Google is successful in finding sites because those sites want to be found. They are often very keen to be found, because they are trying to sell you something. The search results at the top of Google’s list are often the ones most desperate to be found. Many documents in your enterprise system do not want to be found, often for issues related to confidentiality as described below.

2) The fact that the web is interlinked html pages, whereas your content is usually isolated word documents (if you’re lucky!)

Sometimes it’s not even Word documents – I know organisations that save their critical knowledge in pdf form!

The difference between interlinked web pages and isalted documents is critical. Google can crawl through the web of interlinked sites, can understand the context of a site partly through its links, and can identify authoritative or important sites based on the number of links that point to them. The search engine results at the top of the list are often the ones with the most backlinks.  The components of the page are also obvious to Google – the title, the first level headings, the metadata – and these also are used to understand what the page is about.

Your documents are not linked. Each stands alone. Each has to be searched and indexed separately. There are no backlinks. There is no visible structure to the document, other than to the human eye, and the search engine cannot tell a footnote from a level 1 heading.

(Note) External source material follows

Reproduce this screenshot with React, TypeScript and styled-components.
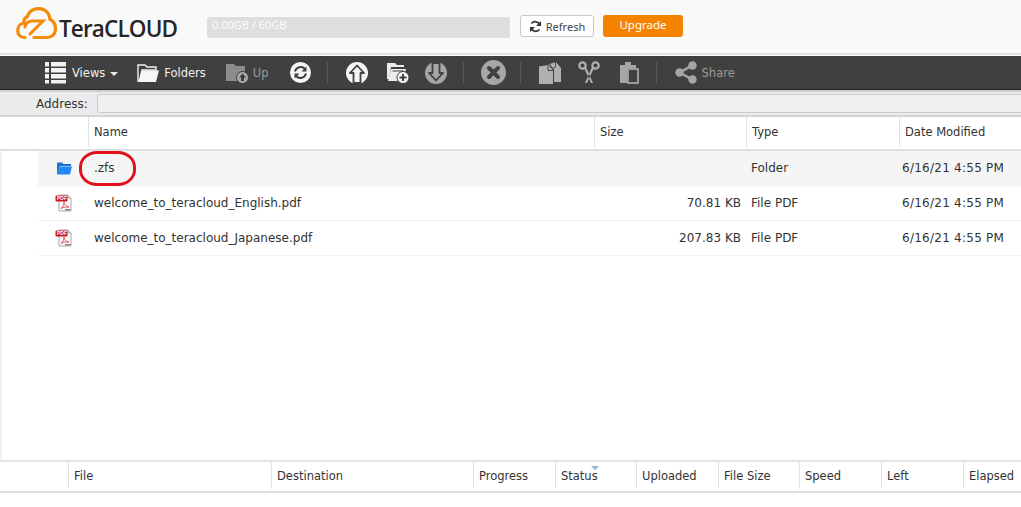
import React from 'react'
import styled, { createGlobalStyle } from 'styled-components'

const GlobalStyle = createGlobalStyle`
  html, body {
    margin: 0;
    padding: 0;
    background: #fff;
    overflow: hidden;
  }
  body {
    font-family: "DejaVu Sans", "Noto Sans", sans-serif;
    font-size: 12px;
    color: #333;
  }
`

const Page = styled.div`
  width: 1021px;
  height: 507px;
  display: flex;
  flex-direction: column;
  overflow: hidden;
`

const Header = styled.header`
  height: 53px;
  background: #fafafa;
  border-bottom: 2px solid #e4e4e4;
  display: flex;
  align-items: flex-start;
  flex-shrink: 0;
  padding-left: 16px;
`

const Logo = styled.div`
  display: flex;
  align-items: flex-start;
  width: 191px;
  height: 40px;
  margin-top: 7px;
  svg {
    flex-shrink: 0;
  }
`

const LogoText = styled.span`
  font-family: "Open Sans", sans-serif;
  font-size: 22.5px;
  font-weight: 600;
  letter-spacing: -0.85px;
  line-height: 30px;
  color: #262626;
  margin-left: 2px;
  margin-top: 7px;
`

const Quota = styled.div`
  width: 303px;
  height: 21px;
  margin-top: 17px;
  background: #dedede;
  border-radius: 2px;
  box-sizing: border-box;
  padding-left: 5px;
  color: #fcfcfc;
  font-family: "Noto Sans", sans-serif;
  font-size: 11px;
  line-height: 16px;
`

const RefreshButton = styled.div`
  width: 74px;
  height: 22px;
  margin: 15px 0 0 10px;
  box-sizing: border-box;
  background: #fff;
  border: 1px solid #c8c8c8;
  border-radius: 3px;
  display: flex;
  align-items: center;
  justify-content: center;
  gap: 4px;
  font-family: "Noto Sans", sans-serif;
  font-size: 11px;
  color: #444;
`

const UpgradeButton = styled.div`
  width: 80px;
  height: 22px;
  margin: 15px 0 0 9px;
  background: #f58300;
  border-radius: 3px;
  color: #fff;
  font-family: "Noto Sans", sans-serif;
  font-size: 11.5px;
  line-height: 20px;
  text-align: center;
`

const Toolbar = styled.nav`
  height: 33px;
  margin-top: 1px;
  background: #404040;
  border-bottom: 1px solid #222;
  display: flex;
  align-items: center;
  flex-shrink: 0;
  padding-left: 44px;
`

const ToolItem = styled.div<{ $after: number; $dim?: boolean }>`
  display: flex;
  align-items: center;
  gap: 5px;
  margin-right: ${(p) => p.$after}px;
  color: ${(p) => (p.$dim ? '#9a9a9a' : '#f0f0f0')};
  font-size: 11.5px;
  white-space: nowrap;
  svg {
    display: block;
    flex-shrink: 0;
  }
`

const Caret = styled.span`
  width: 0;
  height: 0;
  border-left: 4px solid transparent;
  border-right: 4px solid transparent;
  border-top: 4px solid #e8e8e8;
  margin-top: 2px;
`

const ToolSep = styled.span<{ $after: number }>`
  width: 1px;
  height: 21px;
  background: #585858;
  margin-right: ${(p) => p.$after}px;
`

const AddressBar = styled.div`
  height: 23px;
  background: #ebebeb;
  border-top: 2px solid #cfcfcf;
  border-bottom: 2px solid #d4d4d4;
  display: flex;
  align-items: center;
  flex-shrink: 0;
  padding-left: 36px;
  font-size: 12px;
  color: #333;
`

const AddressInput = styled.div`
  flex: 1;
  height: 17px;
  margin-left: 9px;
  background: #f0f0f0;
  border: 1px solid #ccc;
  border-right: none;
  border-radius: 3px 0 0 3px;
`

const HeaderRow = styled.div<{ $columns: string; $height: number }>`
  display: grid;
  grid-template-columns: ${(p) => p.$columns};
  height: ${(p) => p.$height}px;
  flex-shrink: 0;
  box-sizing: border-box;
  border-bottom: 2px solid #dcdfe6;
`

const HeaderCell = styled.div<{ $bare?: boolean }>`
  display: flex;
  align-items: center;
  padding-left: 5px;
  margin-bottom: 2px;
  position: relative;
  font-size: 11.5px;
  color: #333;
  border-left: ${(p) => (p.$bare ? 'none' : '1px solid #dde1e8')};
`

const FileList = styled.div`
  flex: 1;
  border-left: 2px solid #f2f2f2;
  padding-left: 36px;
`

const FileRow = styled.div<{ $selected?: boolean }>`
  display: grid;
  grid-template-columns: 51px 506px 152px 153px 1fr;
  height: 35px;
  box-sizing: border-box;
  align-items: center;
  background: ${(p) => (p.$selected ? '#f5f5f5' : '#fff')};
  border-bottom: 1px solid #f0f0f0;
  font-size: 12px;
  color: #333;
`

const IconCell = styled.div`
  display: flex;
  justify-content: center;
  svg {
    display: block;
  }
`

const NameCell = styled.div`
  position: relative;
  padding-left: 5px;
`

const SizeCell = styled.div`
  text-align: right;
  padding-right: 6px;
`

const TypeCell = styled.div`
  padding-left: 4px;
`

const DateCell = styled.div`
  padding-left: 2px;
  letter-spacing: 0.25px;
`

const RedMark = styled.span`
  position: absolute;
  left: -10px;
  top: 50%;
  width: 57px;
  height: 35px;
  margin-top: -17px;
  border: 3px solid #e1101d;
  border-radius: 18px / 16px;
  box-sizing: border-box;
`

const QueuePanel = styled.section`
  height: 45px;
  flex-shrink: 0;
  border-top: 2px solid #e2e4ea;
`

const SortMark = styled.span`
  position: absolute;
  left: 35px;
  top: 4px;
  width: 0;
  height: 0;
  border-left: 4px solid transparent;
  border-right: 4px solid transparent;
  border-top: 4px solid #8fb8d6;
`

const PdfLabel = styled.text`
  font-family: "Liberation Sans", sans-serif;
  font-size: 5px;
  font-weight: 700;
  fill: #fff;
`

const Icon: React.FC<{ w?: number; h?: number; children: React.ReactNode }> = ({ w = 24, h = 24, children }) => (
  <svg width={w} height={h} viewBox={`0 0 ${w} ${h}`}>
    {children}
  </svg>
)

const columns = ['Name', 'Size', 'Type', 'Date Modified']

const queueColumns = ['File', 'Destination', 'Progress', 'Status', 'Uploaded', 'File Size', 'Speed', 'Left', 'Elapsed']

const files = [
  { name: 'welcome_to_teracloud_English.pdf', size: '70.81 KB' },
  { name: 'welcome_to_teracloud_Japanese.pdf', size: '207.83 KB' },
]

const PdfIcon = () => (
  <Icon w={18} h={18}>
    <path d="M4 1h9l3 3v13H4z" fill="#fbfbfb" stroke="#a8a8a8" strokeWidth="1" />
    <path d="M13 1v3h3" fill="#ddd" stroke="#a8a8a8" strokeWidth="0.8" />
    <rect x="0.5" y="1.500" width="12" height="6" rx="1" fill="#c8161d" />
    <PdfLabel x="2" y="6.300">PDF</PdfLabel>
    <path d="M6 14.500c2-1.500 3-4 3-6.500 0 2.500 2 4.500 5 5-3-.2-6 .2-8 1.500z" fill="none" stroke="#d8494e" strokeWidth="0.9" />
    <rect x="10" y="15" width="5.500" height="1.500" fill="#808080" />
  </Icon>
)

const App: React.FC = () => (
  <Page>
    <GlobalStyle />
    <Header>
      <Logo>
        <svg width="41" height="33" viewBox="0 0 41 33">
          <path
            d="M9 30.500H8C4 30.500 1.700 27 1.700 23.500 1.700 19.500 4.500 16.500 8 16 7.500 13 8.500 11 11 10 13 4 18 1.700 23 1.700 29 1.700 33.500 6 34 12.500 37.500 14 39.500 18 39.500 22 39.500 27 36 30.500 31 30.500H18"
            fill="none"
            stroke="#f58a0b"
            strokeWidth="3.200"
            strokeLinecap="round"
          />
          <path
            d="M9 20C10 16 12 14 16 14H27L14 27"
            fill="none"
            stroke="#f58a0b"
            strokeWidth="3"
            strokeLinejoin="miter"
            strokeLinecap="round"
          />
        </svg>
        <LogoText>TeraCLOUD</LogoText>
      </Logo>
      <Quota>0.00GB / 60GB</Quota>
      <RefreshButton>
        <Icon w={13} h={13}>
          <path d="M11 5A5 5 0 0 0 2.500 3.500M2 8a5 5 0 0 0 8.500 1.500" fill="none" stroke="#333" strokeWidth="1.800" />
          <path d="M12 1v5H7zM1 12V7h5z" fill="#333" />
        </Icon>
        Refresh
      </RefreshButton>
      <UpgradeButton>Upgrade</UpgradeButton>
    </Header>
    <Toolbar>
      <ToolItem $after={19}>
        <Icon w={23} h={23}>
          <path d="M1 1h4v4.500H1zM7 1h15v4.500H7zM1 7h4v4.500H1zM7 7h15v4.500H7zM1 13h4v4.500H1zM7 13h15v4.500H7zM1 19h4v3.500H1zM7 19h15v3.500H7z" fill="#f2f2f2" />
        </Icon>
        Views
        <Caret />
      </ToolItem>
      <ToolItem $after={20}>
        <Icon w={22} h={20}>
          <path d="M1 18V2h7l2 2h9v3H5L2.500 18z" fill="none" stroke="#f2f2f2" strokeWidth="1.400" />
          <path d="M5 7.500h17l-3 11.500H1.500z" fill="#f6f6f6" />
        </Icon>
        Folders
      </ToolItem>
      <ToolItem $after={21} $dim>
        <Icon w={22} h={23}>
          <path d="M0 3h8l2 2h9v6a7 7 0 0 0-8 9H0z" fill="#8c8c8c" />
          <circle cx="16.500" cy="16.500" r="6" fill="#a8a8a8" stroke="#404040" />
          <path d="M16.500 12.500l3.500 4H18v3.500h-3v-3.500h-2z" fill="#404040" />
        </Icon>
        Up
      </ToolItem>
      <ToolItem $after={16}>
        <Icon w={21} h={21}>
          <circle cx="10.500" cy="10.500" r="10.500" fill="#f5f5f5" />
          <path d="M5 9.500a5.800 5.800 0 0 1 10-2.500M16 11.500a5.800 5.800 0 0 1-10 2.500" fill="none" stroke="#404040" strokeWidth="2" />
          <path d="M16.500 4.500v5h-5zM4.500 16.500v-5h5z" fill="#404040" />
        </Icon>
      </ToolItem>
      <ToolSep $after={18} />
      <ToolItem $after={18}>
        <Icon w={22} h={22}>
          <circle cx="11" cy="11" r="11" fill="#f5f5f5" />
          <path d="M11 3.500L18 11H14.500V21H7.500V11H4z" fill="#f5f5f5" stroke="#404040" strokeWidth="1.800" strokeLinejoin="round" />
        </Icon>
      </ToolItem>
      <ToolItem $after={16}>
        <Icon w={23} h={23}>
          <path d="M1 2h8l2 2h7v2H5L3 18H1z" fill="#ececec" />
          <path d="M5 8h15l-3 12H2z" fill="#ececec" />
          <path d="M6.500 10h11" stroke="#404040" strokeWidth="1" />
          <circle cx="17" cy="16.500" r="6" fill="#f5f5f5" stroke="#404040" />
          <path d="M13.500 15.500h2.500v-2.500h2v2.500h2.500v2H18v2.500h-2v-2.500h-2.500z" fill="#404040" />
        </Icon>
      </ToolItem>
      <ToolItem $after={16}>
        <Icon w={22} h={22}>
          <circle cx="11" cy="11" r="11" fill="#a6a6a6" />
          <path d="M11 18.500L4 11H7.500V1H14.500V11H18z" fill="#a6a6a6" stroke="#404040" strokeWidth="1.800" strokeLinejoin="round" />
        </Icon>
      </ToolItem>
      <ToolSep $after={17} />
      <ToolItem $after={14}>
        <Icon w={25} h={25}>
          <circle cx="12.500" cy="12.500" r="12.500" fill="#a6a6a6" />
          <path d="M8 8l9 9M17 8l-9 9" stroke="#404040" strokeWidth="4" strokeLinecap="round" />
        </Icon>
      </ToolItem>
      <ToolSep $after={18} />
      <ToolItem $after={16}>
        <Icon w={23} h={23}>
          <path d="M0 5.500L9 4l5 5v14H0z" fill="#b0b0b0" />
          <path d="M9 3.500L17 1l5 6v14h-7V8z" fill="#b0b0b0" />
          <path d="M9 4v5.500h5M10.500 3l3 4.500 3-1.500M16.500 1v5" fill="none" stroke="#404040" strokeWidth="0.900" />
        </Icon>
      </ToolItem>
      <ToolItem $after={20}>
        <Icon w={22} h={23}>
          <circle cx="4.500" cy="4.500" r="3.200" fill="none" stroke="#b0b0b0" strokeWidth="2.200" />
          <circle cx="17.500" cy="4.500" r="3.200" fill="none" stroke="#b0b0b0" strokeWidth="2.200" />
          <path d="M6 7l7 15h2L8.500 7M16 7L9 22H7l6.500-15z" fill="#b0b0b0" />
        </Icon>
      </ToolItem>
      <ToolItem $after={17}>
        <Icon w={19} h={23}>
          <path d="M0 4h5V1h6v3h5v3H7v15H0z" fill="#a6a6a6" />
          <rect x="8" y="8" width="10" height="14" fill="none" stroke="#a6a6a6" strokeWidth="1.800" />
        </Icon>
      </ToolItem>
      <ToolSep $after={18} />
      <ToolItem $after={0} $dim>
        <Icon w={22} h={23}>
          <path d="M17 4.500L5 11.500l12 7" fill="none" stroke="#a6a6a6" strokeWidth="2.600" />
          <circle cx="17.500" cy="4.500" r="4.200" fill="#a6a6a6" />
          <circle cx="4.500" cy="11.500" r="4.200" fill="#a6a6a6" />
          <circle cx="17.500" cy="18.500" r="4.200" fill="#a6a6a6" />
        </Icon>
        Share
      </ToolItem>
    </Toolbar>
    <AddressBar>
      Address:
      <AddressInput />
    </AddressBar>
    <HeaderRow $height={34} $columns="88px 506px 152px 153px 1fr">
      <HeaderCell $bare />
      {columns.map((c) => (
        <HeaderCell key={c}>{c}</HeaderCell>
      ))}
    </HeaderRow>
    <FileList>
      <FileRow $selected>
        <IconCell>
          <Icon w={16} h={14}>
            <path d="M1 13V1.500h5l1.500 1.500H15v2H4L1.500 13z" fill="#1a74d8" />
            <path d="M4 5.500h12L14 13.500H1z" fill="#2288f2" />
          </Icon>
        </IconCell>
        <NameCell>
          .zfs
          <RedMark />
        </NameCell>
        <SizeCell />
        <TypeCell>Folder</TypeCell>
        <DateCell>6/16/21 4:55 PM</DateCell>
      </FileRow>
      {files.map((f) => (
        <FileRow key={f.name}>
          <IconCell>
            <PdfIcon />
          </IconCell>
          <NameCell>{f.name}</NameCell>
          <SizeCell>{f.size}</SizeCell>
          <TypeCell>File PDF</TypeCell>
          <DateCell>6/16/21 4:55 PM</DateCell>
        </FileRow>
      ))}
    </FileList>
    <QueuePanel>
      <HeaderRow $height={31} $columns="68px 203px 202px 82px 81px 82px 81px 82px 82px 1fr">
        <HeaderCell $bare />
        {queueColumns.map((c) => (
          <HeaderCell key={c}>
            {c}
            {c === 'Status' && <SortMark />}
          </HeaderCell>
        ))}
      </HeaderRow>
    </QueuePanel>
  </Page>
)

export default App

3) The hordes of search engine specialists employed by Google.

How many search engine specialists do you employ? None, right? Google employs tens of thousands. That’s one of the reasons their search works better than yours.

This is especially an issue if you are planning to use Semantic search, or to optimise customer search of your knowledge base. In these cases you will need a search engine specialist to build and evolve the ontology, track and improve the search accuracy, and define the synonyms and stop words.  However managers often neglect this aspect, and assume a search-engine is a one-off purchase that will run itself.

4) Google doesn’t do “security levels”

Google assumes everything is available and visible to everyone. It doesn’t do passwords or access restrictions or security levels. It searches everything that is not on the Dark Web.

A lot of your documents are effectively on the dark Web – they are in secure folders on Box, or Dropbox, or SharePoint. I consulted recently to an organisation that had 300 separate databases or document management systems. They had opened about 6 of these for indexing, the rest were effectively “dark” as far as search was concerned.

5) The web doesn’t do version control

Every webpage on the web is the only version. Rather than storing a webpage as version 3.5 and writing version 4.0, you just rewrite and publish the page. Every page on the web is the current version, and is constantly under development. Google only returns one version of the page – the current version.

You don’t treat documents in this way. Very often, unless your document management is very good, you will have multiple versions of the same document stored in different places.  One of the bugbears of enterprise search is that it will often find all these version in your search results.

So the next time your managers ask “Why can’t we have search like Google” – 

you can reply – “Yes, we can, IF

  • You move all content out of documents onto wikis
  • You keep only one version of every document
  • You train all staff in search engine optimisation
  • You hire a team of search engine specialists, and
  • You make all documents open to everyone”.
Then see what they say!

Enterprise search can work, but it will never work like Google.